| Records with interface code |
—————
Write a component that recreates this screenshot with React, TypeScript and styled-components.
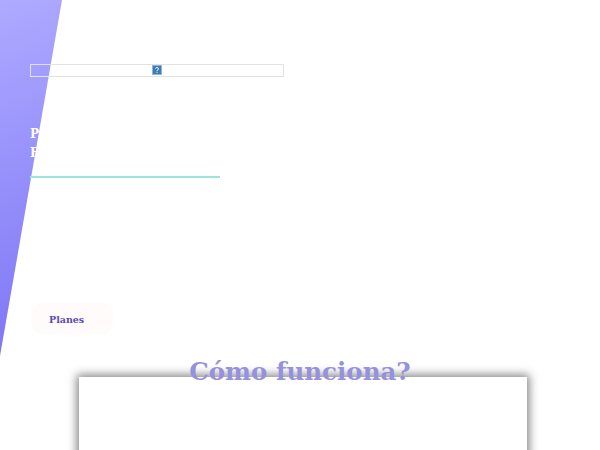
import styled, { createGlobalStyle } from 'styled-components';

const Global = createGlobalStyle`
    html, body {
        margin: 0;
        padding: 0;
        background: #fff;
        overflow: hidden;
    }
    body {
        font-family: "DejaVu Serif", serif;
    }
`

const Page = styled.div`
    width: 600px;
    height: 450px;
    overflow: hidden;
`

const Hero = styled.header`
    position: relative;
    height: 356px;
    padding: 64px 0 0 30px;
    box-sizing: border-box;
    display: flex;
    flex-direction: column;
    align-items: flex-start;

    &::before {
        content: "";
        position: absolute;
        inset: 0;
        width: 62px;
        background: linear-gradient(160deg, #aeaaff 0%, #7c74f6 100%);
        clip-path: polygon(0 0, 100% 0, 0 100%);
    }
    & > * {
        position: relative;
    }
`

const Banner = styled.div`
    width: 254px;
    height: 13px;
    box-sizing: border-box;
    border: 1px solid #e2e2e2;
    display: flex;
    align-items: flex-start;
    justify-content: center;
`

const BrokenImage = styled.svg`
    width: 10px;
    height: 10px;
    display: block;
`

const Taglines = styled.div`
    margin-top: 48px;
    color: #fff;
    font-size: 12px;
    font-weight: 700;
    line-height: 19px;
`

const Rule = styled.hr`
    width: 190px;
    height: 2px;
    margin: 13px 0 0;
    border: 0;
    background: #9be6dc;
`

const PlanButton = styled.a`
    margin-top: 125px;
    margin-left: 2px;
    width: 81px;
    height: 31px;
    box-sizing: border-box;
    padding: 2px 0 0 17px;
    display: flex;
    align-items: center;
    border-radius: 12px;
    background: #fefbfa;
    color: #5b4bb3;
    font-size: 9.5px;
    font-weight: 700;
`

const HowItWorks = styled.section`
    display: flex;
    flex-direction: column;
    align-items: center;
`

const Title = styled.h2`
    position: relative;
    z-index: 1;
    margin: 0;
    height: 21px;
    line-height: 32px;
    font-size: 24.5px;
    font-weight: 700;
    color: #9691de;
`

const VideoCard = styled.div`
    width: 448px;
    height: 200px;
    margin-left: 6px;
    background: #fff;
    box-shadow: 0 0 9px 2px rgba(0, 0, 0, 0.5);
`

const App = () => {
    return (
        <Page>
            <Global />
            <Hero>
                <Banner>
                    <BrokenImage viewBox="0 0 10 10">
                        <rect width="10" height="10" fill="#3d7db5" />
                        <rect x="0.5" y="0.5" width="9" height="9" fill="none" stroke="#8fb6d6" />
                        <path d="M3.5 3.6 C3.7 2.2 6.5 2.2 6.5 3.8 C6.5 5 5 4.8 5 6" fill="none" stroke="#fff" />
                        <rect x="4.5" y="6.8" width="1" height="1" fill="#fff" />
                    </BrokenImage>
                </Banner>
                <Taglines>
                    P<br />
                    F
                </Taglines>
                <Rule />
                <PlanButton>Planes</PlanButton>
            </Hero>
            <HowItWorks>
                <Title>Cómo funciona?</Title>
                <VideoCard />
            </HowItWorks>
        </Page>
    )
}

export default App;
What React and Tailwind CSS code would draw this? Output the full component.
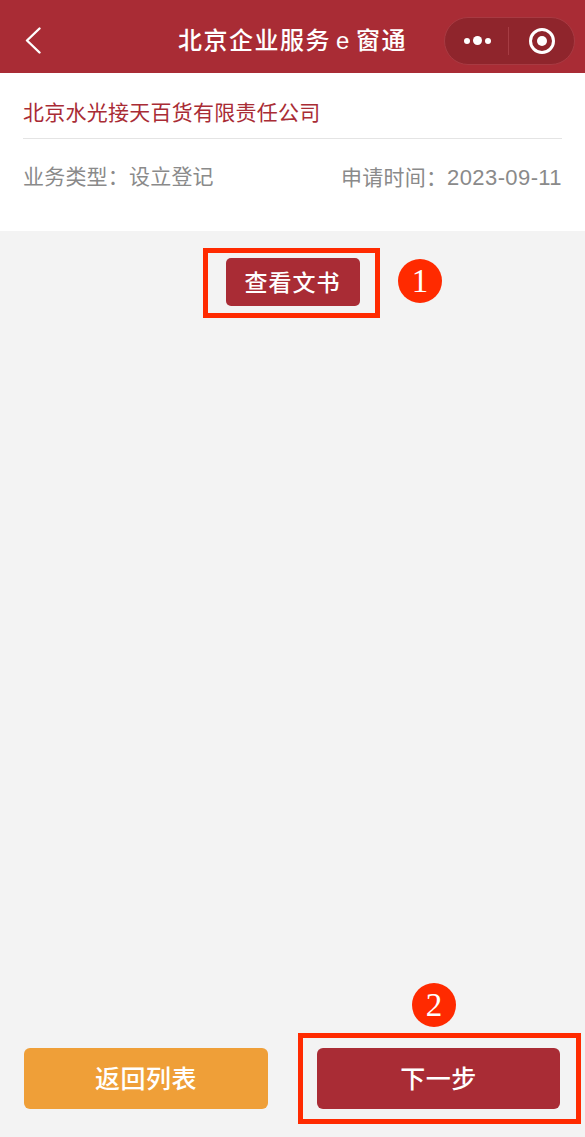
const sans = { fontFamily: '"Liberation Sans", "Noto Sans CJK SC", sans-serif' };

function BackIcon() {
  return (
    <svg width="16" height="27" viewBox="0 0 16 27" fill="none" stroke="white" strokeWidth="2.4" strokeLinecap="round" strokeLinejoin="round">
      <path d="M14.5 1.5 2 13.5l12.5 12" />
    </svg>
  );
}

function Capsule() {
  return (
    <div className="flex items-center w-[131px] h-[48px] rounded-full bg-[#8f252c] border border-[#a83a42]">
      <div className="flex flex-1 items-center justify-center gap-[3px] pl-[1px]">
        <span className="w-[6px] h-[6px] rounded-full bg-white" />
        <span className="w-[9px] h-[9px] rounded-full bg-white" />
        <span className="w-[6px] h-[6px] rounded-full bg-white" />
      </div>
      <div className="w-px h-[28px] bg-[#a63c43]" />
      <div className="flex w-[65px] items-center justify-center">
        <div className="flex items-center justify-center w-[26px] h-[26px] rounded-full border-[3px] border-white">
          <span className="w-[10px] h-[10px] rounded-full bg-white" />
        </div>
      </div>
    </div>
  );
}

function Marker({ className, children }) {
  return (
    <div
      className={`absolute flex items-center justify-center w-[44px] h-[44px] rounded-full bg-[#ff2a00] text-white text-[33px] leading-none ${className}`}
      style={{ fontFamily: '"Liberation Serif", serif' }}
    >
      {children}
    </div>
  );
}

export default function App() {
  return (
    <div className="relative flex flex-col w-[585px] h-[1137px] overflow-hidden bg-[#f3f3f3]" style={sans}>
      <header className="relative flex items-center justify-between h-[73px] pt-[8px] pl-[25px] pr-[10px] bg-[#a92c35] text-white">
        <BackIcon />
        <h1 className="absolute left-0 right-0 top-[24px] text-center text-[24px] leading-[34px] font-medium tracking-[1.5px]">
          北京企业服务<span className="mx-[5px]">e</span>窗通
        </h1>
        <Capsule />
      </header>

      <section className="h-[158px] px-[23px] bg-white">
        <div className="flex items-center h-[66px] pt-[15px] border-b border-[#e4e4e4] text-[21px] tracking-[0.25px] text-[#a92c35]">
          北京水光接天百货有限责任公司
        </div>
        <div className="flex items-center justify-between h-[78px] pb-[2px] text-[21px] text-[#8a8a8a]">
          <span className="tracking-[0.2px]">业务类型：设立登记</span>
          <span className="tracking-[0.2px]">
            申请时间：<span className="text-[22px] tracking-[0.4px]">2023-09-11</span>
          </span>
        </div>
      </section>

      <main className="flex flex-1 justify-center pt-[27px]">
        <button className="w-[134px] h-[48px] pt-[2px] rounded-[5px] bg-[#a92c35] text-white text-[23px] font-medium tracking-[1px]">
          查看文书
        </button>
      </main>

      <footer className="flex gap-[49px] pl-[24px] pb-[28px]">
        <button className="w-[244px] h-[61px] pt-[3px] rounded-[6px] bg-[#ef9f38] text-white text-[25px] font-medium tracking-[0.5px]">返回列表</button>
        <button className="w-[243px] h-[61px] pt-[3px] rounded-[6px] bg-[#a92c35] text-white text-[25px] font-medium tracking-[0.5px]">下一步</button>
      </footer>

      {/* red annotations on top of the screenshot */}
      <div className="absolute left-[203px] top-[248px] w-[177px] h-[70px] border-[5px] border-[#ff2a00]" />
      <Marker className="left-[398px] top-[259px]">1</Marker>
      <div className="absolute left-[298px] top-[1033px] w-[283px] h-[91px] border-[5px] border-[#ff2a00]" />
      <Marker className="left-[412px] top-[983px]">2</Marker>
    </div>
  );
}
—————
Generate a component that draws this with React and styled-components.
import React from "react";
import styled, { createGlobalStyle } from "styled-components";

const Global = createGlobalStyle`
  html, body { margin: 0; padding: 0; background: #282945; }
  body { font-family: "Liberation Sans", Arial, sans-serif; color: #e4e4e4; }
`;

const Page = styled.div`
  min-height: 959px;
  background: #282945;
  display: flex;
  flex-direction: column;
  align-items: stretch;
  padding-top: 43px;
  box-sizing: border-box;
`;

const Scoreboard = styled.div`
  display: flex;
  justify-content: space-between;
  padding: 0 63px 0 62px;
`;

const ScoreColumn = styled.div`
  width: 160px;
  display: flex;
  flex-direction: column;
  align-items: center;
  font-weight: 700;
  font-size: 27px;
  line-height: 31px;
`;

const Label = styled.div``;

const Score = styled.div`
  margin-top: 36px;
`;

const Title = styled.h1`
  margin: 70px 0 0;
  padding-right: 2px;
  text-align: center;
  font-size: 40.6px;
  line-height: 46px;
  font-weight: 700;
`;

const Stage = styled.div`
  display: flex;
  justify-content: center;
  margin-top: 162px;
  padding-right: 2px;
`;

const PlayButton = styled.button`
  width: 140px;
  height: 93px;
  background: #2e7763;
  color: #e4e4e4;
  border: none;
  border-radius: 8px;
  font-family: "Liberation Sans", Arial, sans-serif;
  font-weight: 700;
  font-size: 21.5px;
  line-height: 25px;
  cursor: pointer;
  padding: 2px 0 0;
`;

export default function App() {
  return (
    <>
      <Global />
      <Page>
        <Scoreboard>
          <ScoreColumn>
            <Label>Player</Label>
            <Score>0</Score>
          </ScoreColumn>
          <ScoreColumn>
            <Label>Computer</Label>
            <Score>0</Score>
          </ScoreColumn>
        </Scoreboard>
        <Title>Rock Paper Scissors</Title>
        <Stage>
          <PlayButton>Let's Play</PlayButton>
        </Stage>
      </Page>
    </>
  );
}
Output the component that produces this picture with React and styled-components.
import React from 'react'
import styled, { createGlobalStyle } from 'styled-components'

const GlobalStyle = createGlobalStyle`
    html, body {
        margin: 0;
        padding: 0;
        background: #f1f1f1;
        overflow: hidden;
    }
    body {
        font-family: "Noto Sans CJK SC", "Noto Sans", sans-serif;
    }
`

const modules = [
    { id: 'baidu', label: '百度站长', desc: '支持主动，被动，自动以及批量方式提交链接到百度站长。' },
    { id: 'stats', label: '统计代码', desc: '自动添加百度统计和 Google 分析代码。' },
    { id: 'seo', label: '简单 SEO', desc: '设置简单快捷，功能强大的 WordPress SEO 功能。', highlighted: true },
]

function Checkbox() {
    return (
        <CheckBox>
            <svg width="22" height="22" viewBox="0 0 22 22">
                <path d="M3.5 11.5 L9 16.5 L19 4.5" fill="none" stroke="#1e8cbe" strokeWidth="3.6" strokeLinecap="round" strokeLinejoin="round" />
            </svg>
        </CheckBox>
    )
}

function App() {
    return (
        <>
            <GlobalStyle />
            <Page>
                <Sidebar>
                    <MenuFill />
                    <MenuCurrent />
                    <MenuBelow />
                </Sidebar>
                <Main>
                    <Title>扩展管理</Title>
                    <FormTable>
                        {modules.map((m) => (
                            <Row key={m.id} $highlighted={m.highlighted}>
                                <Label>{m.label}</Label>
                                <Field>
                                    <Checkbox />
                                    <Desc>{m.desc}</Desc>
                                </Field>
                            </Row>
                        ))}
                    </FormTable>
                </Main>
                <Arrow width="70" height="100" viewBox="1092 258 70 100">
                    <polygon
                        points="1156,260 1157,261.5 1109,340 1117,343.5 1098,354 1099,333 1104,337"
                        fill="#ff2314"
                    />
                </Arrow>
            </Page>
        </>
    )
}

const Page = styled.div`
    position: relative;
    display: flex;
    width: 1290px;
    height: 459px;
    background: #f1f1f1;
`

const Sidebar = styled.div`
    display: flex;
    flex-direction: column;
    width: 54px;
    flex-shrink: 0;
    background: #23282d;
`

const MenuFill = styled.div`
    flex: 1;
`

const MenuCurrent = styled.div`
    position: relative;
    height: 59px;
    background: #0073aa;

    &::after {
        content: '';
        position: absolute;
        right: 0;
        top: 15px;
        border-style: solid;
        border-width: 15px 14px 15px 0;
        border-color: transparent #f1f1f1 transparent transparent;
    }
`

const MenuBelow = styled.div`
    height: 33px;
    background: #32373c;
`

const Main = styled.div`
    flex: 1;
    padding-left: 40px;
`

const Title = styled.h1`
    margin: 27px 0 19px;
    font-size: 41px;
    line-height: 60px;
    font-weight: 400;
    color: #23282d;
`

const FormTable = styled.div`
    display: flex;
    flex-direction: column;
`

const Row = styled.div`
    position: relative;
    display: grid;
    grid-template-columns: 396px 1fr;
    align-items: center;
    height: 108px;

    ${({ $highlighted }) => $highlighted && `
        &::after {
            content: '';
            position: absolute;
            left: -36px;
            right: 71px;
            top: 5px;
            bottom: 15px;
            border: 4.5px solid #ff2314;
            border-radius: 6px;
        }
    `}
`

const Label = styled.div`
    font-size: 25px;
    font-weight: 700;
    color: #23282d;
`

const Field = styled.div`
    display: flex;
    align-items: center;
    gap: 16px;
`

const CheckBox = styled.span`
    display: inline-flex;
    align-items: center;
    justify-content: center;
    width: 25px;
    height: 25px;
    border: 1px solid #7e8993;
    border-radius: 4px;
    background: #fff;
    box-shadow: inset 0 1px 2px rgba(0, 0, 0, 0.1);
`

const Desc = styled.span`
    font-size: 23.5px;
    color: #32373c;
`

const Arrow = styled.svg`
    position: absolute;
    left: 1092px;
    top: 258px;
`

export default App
—————
| TO DO |
Look over the material above and show each line where "that" appears.

| SOLUTION BELOW |
Write a component that recreates this screenshot with React, TypeScript and styled-components.
Generate a component that draws this with React and styled-components.
Output the component that produces this picture with React and styled-components.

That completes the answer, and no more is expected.